Notre auteur, on le comprend, aime les mots et ne cesse à travers son site et son blog de partager sa sagesse et sa réflexion sur son art. Il admet abuser du mot vision. Ne croyez pas cependant que ce livre, illustré d’images fortes en couleurs comme en monochrome et ramenées des voyages du photographe, est fait seulement d’éloquence et de sagesse. David duChemin propose aussi des exercices créatifs, traite concrètement de la narration photographique et des moyens de diriger l’oeil du spectateur de nos images. Il partage ses techniques d’approche pour le portrait et les rencontres dans les autres cultures. Il nous dit toute l’importance du respect, la nécessité de s’informer avant immersion pour avoir conscience des tabous et du comportement attendu. Ce photographe intéressé par les expressions de la foi prend le temps de savoir avant d’aller voir ailleurs. La connaissance et le véritable contact humain, qui n’implique pas forcément le partage de la langue, nourrit l’empathie et fait la beauté de ses images.

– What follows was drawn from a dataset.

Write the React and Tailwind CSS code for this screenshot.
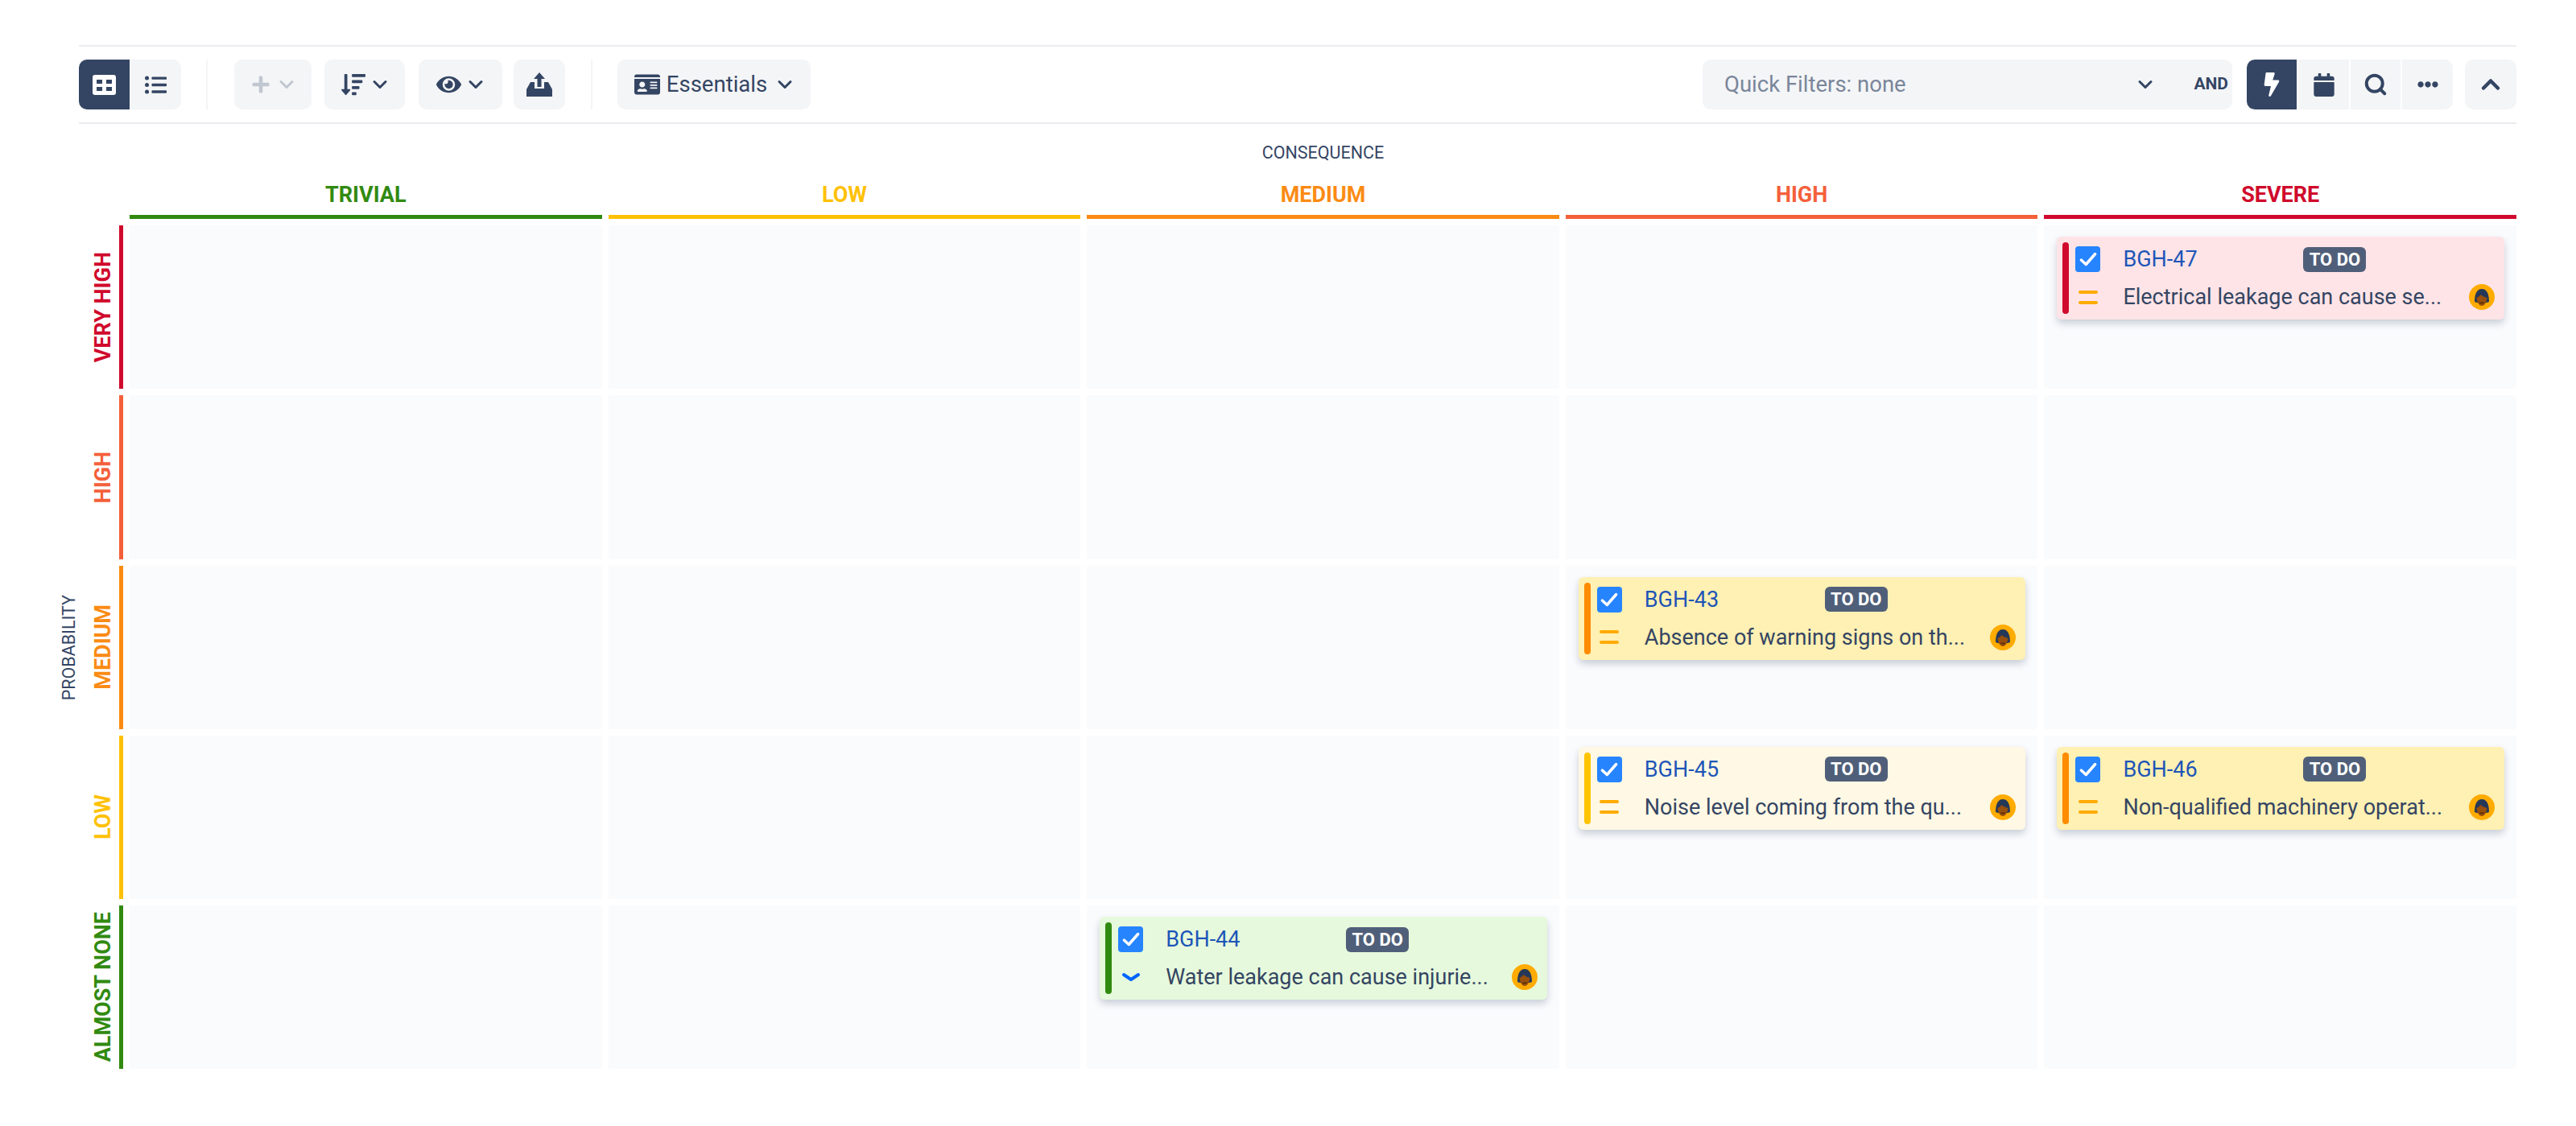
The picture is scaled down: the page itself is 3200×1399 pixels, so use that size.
import { ChevronDown, ChevronUp, Search } from 'lucide-react';
import {
    FaBolt,
    FaCalendar,
    FaEllipsisH,
    FaEye,
    FaIdCard,
    FaListUl,
    FaPlus,
    FaSortAmountDown,
} from 'react-icons/fa';

const COLUMNS = [
    { name: 'TRIVIAL', text: 'text-[#318a10]', bar: 'bg-[#318a10]' },
    { name: 'LOW', text: 'text-[#ffc107]', bar: 'bg-[#ffc107]' },
    { name: 'MEDIUM', text: 'text-[#fb8b14]', bar: 'bg-[#fb8b14]' },
    { name: 'HIGH', text: 'text-[#f4603a]', bar: 'bg-[#f4603a]' },
    { name: 'SEVERE', text: 'text-[#d00a2c]', bar: 'bg-[#d00a2c]' },
];

const ROWS = [
    { name: 'VERY HIGH', text: 'text-[#d00a2c]', bar: 'bg-[#d00a2c]' },
    { name: 'HIGH', text: 'text-[#f4603a]', bar: 'bg-[#f4603a]' },
    { name: 'MEDIUM', text: 'text-[#fb8b14]', bar: 'bg-[#fb8b14]' },
    { name: 'LOW', text: 'text-[#ffc107]', bar: 'bg-[#ffc107]' },
    { name: 'ALMOST NONE', text: 'text-[#318a10]', bar: 'bg-[#318a10]' },
];

// Keyed by "row-column"
const CARDS = {
    '0-4': { id: 'BGH-47', summary: 'Electrical leakage can cause se...', bg: 'bg-[#ffe4e7]', bar: 'bg-[#d00a2c]', priority: 'medium' },
    '2-3': { id: 'BGH-43', summary: 'Absence of warning signs on th...', bg: 'bg-[#fff0b3]', bar: 'bg-[#ff8b00]', priority: 'medium' },
    '3-3': { id: 'BGH-45', summary: 'Noise level coming from the qu...', bg: 'bg-[#fff8e4]', bar: 'bg-[#ffc400]', priority: 'medium' },
    '3-4': { id: 'BGH-46', summary: 'Non-qualified machinery operat...', bg: 'bg-[#fff0b3]', bar: 'bg-[#ff8b00]', priority: 'medium' },
    '4-2': { id: 'BGH-44', summary: 'Water leakage can cause injurie...', bg: 'bg-[#e6f9dc]', bar: 'bg-[#318a10]', priority: 'low' },
};

function TinyChevron({ className = '' }) {
    return <ChevronDown strokeWidth={2.600} className={`w-[28px] h-[28px] ${className}`} />;
}

function ToolButton({ active = false, className = '', children }) {
    const tone = active ? 'bg-[#344563] text-white' : 'bg-[#f4f5f7] text-[#344563]';
    return (
        <div className={`h-[62px] rounded-[10px] flex items-center justify-center ${tone} ${className}`}>
            {children}
        </div>
    );
}

function BoardIcon() {
    return (
        <svg viewBox="0 0 29 25" className="w-[29px] h-[25px]">
            <rect width="29" height="25" rx="3" fill="#fff" />
            <rect x="5" y="6" width="7" height="5" fill="#344563" />
            <rect x="17" y="6" width="7" height="5" fill="#344563" />
            <rect x="5" y="15" width="7" height="5" fill="#344563" />
            <rect x="17" y="15" width="7" height="5" fill="#344563" />
        </svg>
    );
}

function ShareIcon() {
    return (
        <svg viewBox="0 0 32 30" className="w-[32px] h-[30px]" fill="#344563">
            <path d="M16 0l7 8h-4.500v10h-5V8H9z" />
            <path d="M5 12h5v8h12v-8h5l5 9v9H0v-9z" />
        </svg>
    );
}

function PriorityIcon({ level }) {
    if (level === 'low') {
        return (
            <svg viewBox="0 0 24 12" className="w-[24px] h-[12px]">
                <path d="M3 3l9 6 9-6" fill="none" stroke="#0065ff" strokeWidth="4" strokeLinecap="round" strokeLinejoin="round" />
            </svg>
        );
    }
    return (
        <div className="w-[24px] flex flex-col gap-[9px]">
            <div className="h-[4px] rounded-full bg-[#ffab00]" />
            <div className="h-[4px] rounded-full bg-[#ffab00]" />
        </div>
    );
}

function Avatar() {
    return (
        <svg viewBox="0 0 32 32" className="w-[32px] h-[32px] shrink-0">
            <circle cx="16" cy="16" r="16" fill="#ffab00" />
            <path d="M7 22c0-10 3-16 9-16s9 6 9 16l-3 1H10z" fill="#253858" />
            <path d="M9.500 17c3-1 4-3 5-4 2 2 5 3 8 4-.5 5-3 10-6.500 10s-6-5-6.500-10z" fill="#974f0c" />
            <path d="M12.500 22.500h7c-1 2.500-6 2.500-7 0z" fill="#5c2f08" />
        </svg>
    );
}

function Checkbox() {
    return (
        <div className="w-[31px] h-[32px] rounded-[4px] bg-[#2684ff] flex items-center justify-center shrink-0">
            <svg viewBox="0 0 24 24" className="w-[26px] h-[26px]">
                <path d="M4 13l5.500 5L20 6" fill="none" stroke="#fff" strokeWidth="3.200" strokeLinecap="round" strokeLinejoin="round" />
            </svg>
        </div>
    );
}

function IssueCard({ card }) {
    return (
        <div className={`ml-[16px] mr-[15px] mt-[14px] h-[103px] rounded-[6px] p-[7px] pr-[12px] flex shadow-[0_5px_10px_rgba(9,30,66,0.2)] ${card.bg}`}>
            <div className={`w-[8px] rounded-full ${card.bar}`} />
            <div className="ml-[8px] flex-1 min-w-0 pt-[5px] flex flex-col gap-[15px]">
                <div className="flex items-center">
                    <Checkbox />
                    <span className="ml-[28px] w-[224px] text-[27px] leading-[32px] text-[#1d55b8]">{card.id}</span>
                    <span className="w-[78px] h-[31px] rounded-[6px] bg-[#505f79] text-white text-[22px] font-bold leading-[31px] text-center whitespace-nowrap">
                        TO DO
                    </span>
                </div>
                <div className="flex items-center h-[32px]">
                    <div className="w-[31px] flex justify-center shrink-0">
                        <PriorityIcon level={card.priority} />
                    </div>
                    <span className="ml-[28px] flex-1 min-w-0 text-[27px] leading-[32px] text-[#344563] whitespace-nowrap">
                        {card.summary}
                    </span>
                    <Avatar />
                </div>
            </div>
        </div>
    );
}

function Toolbar() {
    return (
        <div className="ml-[24px] border-y-2 border-[#ebecf0] h-[98px] flex items-center">
            <div className="flex w-[127px]">
                <ToolButton active className="w-[63px] rounded-r-none">
                    <BoardIcon />
                </ToolButton>
                <ToolButton className="w-[64px] rounded-l-none">
                    <FaListUl className="w-[27px] h-[27px]" />
                </ToolButton>
            </div>
            <div className="w-[2px] h-[62px] bg-[#f4f5f7] ml-[31px] mr-[33px]" />
            <ToolButton className="w-[96px] gap-[6px] pl-[3px]">
                <FaPlus className="w-[24px] h-[24px] text-[#c1c7d0]" />
                <TinyChevron className="text-[#c1c7d0]" />
            </ToolButton>
            <ToolButton className="w-[100px] gap-[4px] pl-[4px] ml-[16px]">
                <FaSortAmountDown className="w-[30px] h-[30px]" />
                <TinyChevron />
            </ToolButton>
            <ToolButton className="w-[104px] gap-[4px] pl-[3px] ml-[17px]">
                <FaEye className="w-[31px] h-[28px]" />
                <TinyChevron />
            </ToolButton>
            <ToolButton className="w-[64px] ml-[14px]">
                <ShareIcon />
            </ToolButton>
            <div className="w-[2px] h-[62px] bg-[#f4f5f7] ml-[32px] mr-[31px]" />
            <ToolButton className="w-[240px] gap-[8px] pl-[3px] text-[27.500px]">
                <FaIdCard className="w-[32px] h-[30px]" />
                <span>Essentials</span>
                <TinyChevron />
            </ToolButton>

            <div className="ml-auto w-[658px] h-[62px] rounded-[10px] bg-[#f4f5f7] flex items-center pl-[27px]">
                <span className="text-[27.500px] text-[#7a869a]">Quick Filters: none</span>
                <TinyChevron className="ml-auto text-[#344563]" />
                <span className="ml-[46px] mr-[5px] text-[21px] font-bold text-[#344563]">AND</span>
            </div>
            <div className="flex ml-[18px] gap-[2px]">
                <ToolButton active className="w-[62px] rounded-r-none">
                    <FaBolt className="w-[24px] h-[30px]" />
                </ToolButton>
                <ToolButton className="w-[63px] rounded-none">
                    <FaCalendar className="w-[26px] h-[29px]" />
                </ToolButton>
                <ToolButton className="w-[62px] rounded-none">
                    <Search strokeWidth={3.200} className="w-[30px] h-[30px]" />
                </ToolButton>
                <ToolButton className="w-[63px] rounded-l-none">
                    <FaEllipsisH className="w-[26px] h-[26px]" />
                </ToolButton>
            </div>
            <ToolButton className="w-[64px] ml-[15px]">
                <ChevronUp strokeWidth={3} className="w-[36px] h-[36px]" />
            </ToolButton>
        </div>
    );
}

export default function App() {
    return (
        <div className="min-h-[1399px] bg-white pt-[56px] px-[74px] font-[Roboto,sans-serif]">
            <Toolbar />

            <div className="flex">
                {/* Probability axis title */}
                <div className="w-[24px] shrink-0 flex items-center justify-center pt-[127px]">
                    <span className="[writing-mode:vertical-rl] rotate-180 text-[21.500px] leading-[24px] text-[#344563] whitespace-nowrap">
                        PROBABILITY
                    </span>
                </div>

                <div className="flex-1 min-w-0 grid grid-cols-[55px_repeat(5,minmax(0,1fr))] gap-x-[8px] gap-y-[8px]">
                    <div className="col-start-2 col-span-5 text-center text-[21.500px] leading-[24px] pt-[24px] h-[54px] -mb-[8px] text-[#344563]">
                        CONSEQUENCE
                    </div>

                    {/* Column headers */}
                    <div />
                    {COLUMNS.map(col => (
                        <div key={col.name} className="flex flex-col items-center">
                            <span className={`text-[27px] leading-[32px] font-bold mt-[18px] ${col.text}`}>{col.name}</span>
                            <div className={`w-full h-[5px] mt-[9px] ${col.bar}`} />
                        </div>
                    ))}

                    {/* Rows */}
                    {ROWS.map((row, r) => (
                        <div key={row.name} className="contents">
                            <div className="h-[203.250px] flex">
                                <div className="flex-1 flex items-center justify-center pl-[9px]">
                                    <span className={`[writing-mode:vertical-rl] rotate-180 text-[27px] leading-[32px] font-bold whitespace-nowrap ${row.text}`}>
                                        {row.name}
                                    </span>
                                </div>
                                <div className={`w-[5px] ${row.bar}`} />
                            </div>
                            {COLUMNS.map((col, c) => {
                                const card = CARDS[`${r}-${c}`];
                                return (
                                    <div key={col.name} className="bg-[#fafbfd] h-[203.250px] overflow-visible">
                                        {card && <IssueCard card={card} />}
                                    </div>
                                );
                            })}
                        </div>
                    ))}
                </div>
            </div>
        </div>
    );
}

Cet ouvrage, dont le titre original est Within the frame, se fonde aussi sur l’idée que le cadre est l’élément déterminant à la prise de vue (que voulons-nous y inclure, que faut-il rejeter?). Si vous entendez réfléchir au sens de votre pratique photographique et souhaitez exprimer par elle autre chose que « je suis là » ou « j’étais là », ce livre vous parlera et vous aidera à nourrir votre propre vision pour l’inscrire A l’intérieur du cadre.

(*) L’âme du photographe, Edition 10è anniversaire. David duChemin. Editions Eyrolles. 304 pages, 26€. Ce livre est une édition entièrement retraduite et ramaquetée de l’ouvrage paru en France en 2009 aux éditions Pearson.